Thanks @CentralCommand. That’s unfortunate. I wouldn’t even use a notification, but alerts only support them. Would be nice if they also supported calling a service.

Also while on this tangent, it seems like a design flaw of alerts to specify data at the top level of the alert. If there are multiple notifications on an alert and they all don’t accept the same data I would think that would be a problem.

Yep, I know that pain. I really like alerts but the combination of these two features creates some serious challenges.

I’m guessing you also want to send your notifications to your phone and create them as persistent notifications and discovered data isn’t allowed for persistent notifications? I actually have a solution to that if you’re interested. What I do is I have a bunch of notification groups like this:

- name: 'home'
  platform: group
  services: []
- name: 'mike'
  platform: group
  services: []

Notice that services is completely empty. These do literally nothing by default but they are valid targets in alerts (and anywhere else that accepts a notification service). Critically they also don’t validate the service data so you can have anything you want in data.

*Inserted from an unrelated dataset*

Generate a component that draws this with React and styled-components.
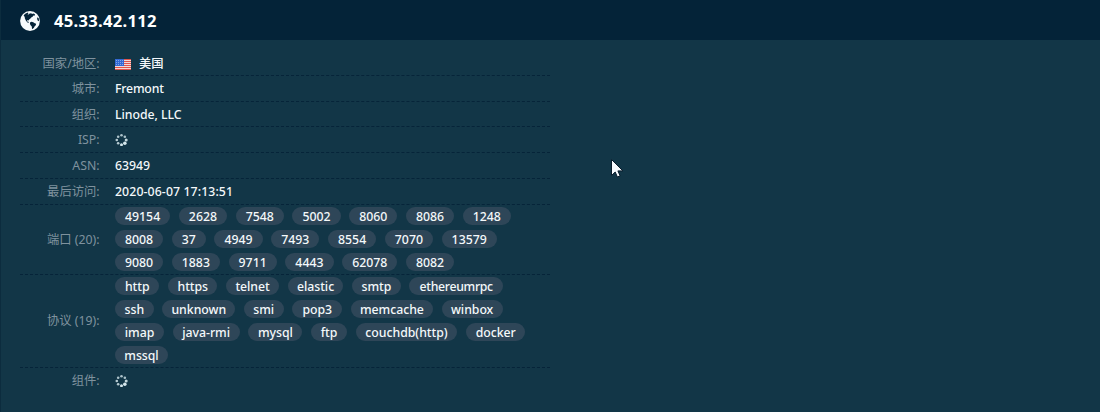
import React from 'react';
import styled, { createGlobalStyle } from 'styled-components';

const Global = createGlobalStyle`
  * { box-sizing: border-box; }
  html, body { margin: 0; padding: 0; background: #123647; overflow: hidden; }
`;

const Page = styled.div`
  position: relative;
  width: 1100px;
  height: 412px;
  background: #123647;
  border-left: 1px solid #0c2c3e;
  color: #f4f8fa;
  font-family: "Noto Sans", "Noto Sans CJK SC", sans-serif;
  font-size: 12.3px;
`;

const Header = styled.header`
  display: flex;
  align-items: center;
  height: 40px;
  padding: 2px 0 0 19px;
  background: #042338;
`;

const Title = styled.h1`
  margin: 0 0 0 14px;
  font-size: 16.6px;
  line-height: 22px;
  font-weight: 700;
  letter-spacing: 0.28px;
  color: #ffffff;
`;

const Details = styled.div`
  width: 530px;
  margin: 10px 0 0 19px;
`;

const Row = styled.div`
  display: flex;
  align-items: center;
  height: ${(p) => p.$h}px;
  padding-top: ${(p) => p.$top || 0}px;
  border-bottom: 1px dashed ${(p) => (p.$last ? 'transparent' : '#062439')};
`;

const Label = styled.div`
  flex: none;
  width: 79.6px;
  margin-right: 15.4px;
  text-align: right;
  line-height: 18px;
  color: #7f929e;
  white-space: nowrap;
`;

const Value = styled.div`
  display: flex;
  align-items: center;
  line-height: 18px;
  font-weight: 500;
  white-space: nowrap;
  letter-spacing: ${(p) => p.$track || 0}px;
`;

const Country = styled.span`
  margin-left: 8px;
`;

const Chips = styled.div`
  display: flex;
  flex-direction: column;
  align-self: flex-start;
  gap: 5px;
  padding-top: 2px;
`;

const ChipLine = styled.div`
  display: flex;
  gap: 8.6px;
`;

const Chip = styled.span`
  flex: none;
  display: flex;
  justify-content: center;
  width: ${(p) => p.$w}px;
  height: 18px;
  border-radius: 9px;
  background: #2e4658;
  line-height: 20px;
  font-weight: 500;
  white-space: nowrap;
  letter-spacing: ${(p) => p.$track || 0}px;
`;

const Pointer = styled.svg`
  position: absolute;
  left: 608.5px;
  top: 158px;
`;

const FlagIcon = styled.svg`
  display: block;
  margin-top: 2px;
`;

const Globe = () => (
  <svg width="20" height="20" viewBox="0 0 20 20">
    <circle cx="10" cy="10" r="9.9" fill="#f7fbfd" />
    <path fill="#042338" d="M3.6 4.2 5.6 2.4 8 1.6l.4.9-1 .8 1.3.2.9-1 1.8-.2.5.8 1.6-.7 1.5.9-.4 1.4-1.2-.2-.8 1.2-1.4.9-1 1.2-1.1.6-.2 1-1.2-.4-.7.9.8.9.9-.1.2 1.1-1.5-.2L6 9.8 4.9 7.6 4.7 6z" />
    <path fill="#042338" d="m10.2 11.3 1.6-.5 1.9.6 1 .9 1.4.5-.3 1.5-1.1 1-.8 1.4-1.1 1-.8.2-.2-2.3-1.4-1.6-.5-1.4z" />
    <path fill="#042338" d="m17.4 6.3 1.2.8.5 2.2-.3 1-1.1-.9-.6-1.5z" />
  </svg>
);

const Flag = () => (
  <FlagIcon width="16" height="11" viewBox="0 0 16 11">
    <rect width="16" height="11" fill="#f5e9e8" />
    {[0, 2, 4, 6, 8, 10].map((y) => (
      <rect key={y} y={y} width="16" height="1.1" fill="#e0564b" />
    ))}
    <rect width="9" height="7" fill="#3269d4" />
    {[1, 3, 5].map((y) =>
      [1.5, 3.5, 5.5, 7.5].map((x) => (
        <circle key={`${x}-${y}`} cx={x} cy={y + 0.5} r=".45" fill="#d8e6fb" />
      ))
    )}
  </FlagIcon>
);

const dots = [0.85, 0.95, 0.95, 0.8, 0.8, 0.75, 0.75, 0.75];
const Spinner = () => (
  <svg width="13" height="13" viewBox="0 0 13 13">
    {dots.map((o, i) => {
      const a = (i * Math.PI) / 4;
      return (
        <circle
          key={i}
          cx={6.5 + 4.7 * Math.cos(a)}
          cy={7 + 4.7 * Math.sin(a)}
          r={i === 1 ? 1.8 : i === 0 || i === 2 ? 1.5 : 1.3}
          fill="#e0f1f5"
          opacity={o}
        />
      );
    })}
  </svg>
);

const ports = [
  ['49154', '2628', '7548', '5002', '8060', '8086', '1248'],
  ['8008', '37', '4949', '7493', '8554', '7070', '13579'],
  ['9080', '1883', '9711', '4443', '62078', '8082'],
].map((line) => line.map((p) => [p, 20 + p.length * 7.05]));

const protocols = [
  [['http', 44.5], ['https', 49.4], ['telnet', 53], ['elastic', 55.8], ['smtp', 48.8], ['ethereumrpc', 93.5, -0.32]],
  [['ssh', 38.8], ['unknown', 72.8], ['smi', 39.9], ['pop3', 50], ['memcache', 82.2], ['winbox', 61]],
  [['imap', 49], ['java-rmi', 67.2], ['mysql', 54], ['ftp', 36], ['couchdb(http)', 101.8], ['docker', 59.5]],
  [['mssql', 53]],
];

const ChipGroup = ({ lines, track }) => (
  <Chips>
    {lines.map((line, i) => (
      <ChipLine key={i}>
        {line.map(([text, w, own]) => (
          <Chip key={text} $w={w} $track={own ?? track}>{text}</Chip>
        ))}
      </ChipLine>
    ))}
  </Chips>
);

export default function App() {
  return (
    <>
      <Global />
      <Page>
        <Header>
          <Globe />
          <Title>45.33.42.112</Title>
        </Header>
        <Details>
          <Row $h={26} $top={2}><Label>国家/地区:</Label><Value><Flag /><Country>美国</Country></Value></Row>
          <Row $h={26}><Label>城市:</Label><Value $track={-0.2}>Fremont</Value></Row>
          <Row $h={25} $top={1}><Label>组织:</Label><Value $track={-0.05}>Linode, LLC</Value></Row>
          <Row $h={26}><Label>ISP:</Label><Value><Spinner /></Value></Row>
          <Row $h={26}><Label>ASN:</Label><Value>63949</Value></Row>
          <Row $h={26}><Label>最后访问:</Label><Value $track={0.1}>2020-06-07 17:13:51</Value></Row>
          <Row $h={70}><Label>端口 (20):</Label><ChipGroup lines={ports} /></Row>
          <Row $h={93}><Label>协议 (19):</Label><ChipGroup lines={protocols} track={-0.04} /></Row>
          <Row $h={26} $last><Label>组件:</Label><Value><Spinner /></Value></Row>
        </Details>
        <Pointer width="14" height="22" viewBox="0 0 14 22">
          <path d="M1.500 1.500v16l3.700-3.500 2.200 5 2.700-1.200-2.200-4.900h5z" fill="#f8fbff" stroke="#0a1c2c" strokeWidth="1" />
        </Pointer>
      </Page>
    </>
  );
}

Those services may do nothing by default but they still fire a call_service event just like any other service. So you can then make an automation which listens for those events and maps parts of the data to different services like so:

automation:
- id: fdbb59354977476e9f80b6099ed2a5aa_notify_to_script
  alias: Notify to script
  description: When specific notification groups are called translate their service data into a send_notification call
  mode: parallel
  max: 50
  trace:
    stored_traces: 15
  trigger:
    - id: home
      platform: event
      event_type: call_service
      event_data:
        domain: notify
        service: home
    - id: mike
      platform: event
      event_type: call_service
      event_data:
        domain: notify
        service: mike
  action:
    - service: notify.mobile_app_mikes_phone
      data:
        title: "{{ trigger.event.data.service_data.title }}"
        message: "{{ trigger.event.data.service_data.message }}"
        data: "{{ trigger.event.data.service_data.data }}"
    - condition: "{{ trigger.id == 'home' }}"
    - service: persistent_notification.create
      data:
        title: "{{ trigger.event.data.service_data.title }}"
        message: "{{ trigger.event.data.service_data.message }}"
        notification_id: "{{ trigger.event.data.service_data.data.tag }}"

I realize in this example notify.mike looks kind of silly since its basically the same thing as notify.mobile_app_mikes_phone. In my actual automation mike sends to both my android phone and my mac after normalizing the fields that are different for ios vs. android. Which I can share but its a lot more complicated so I didn’t want to distract more on here, figured this conveyed the idea well enough.

EDIT: If you’re trying to dismiss the notification when the alert is over you can do that too. Just set done_message to clear_notification. And then in this automation add a choose which calls persistent_notification.create or persistent_notification.dismiss based on the message.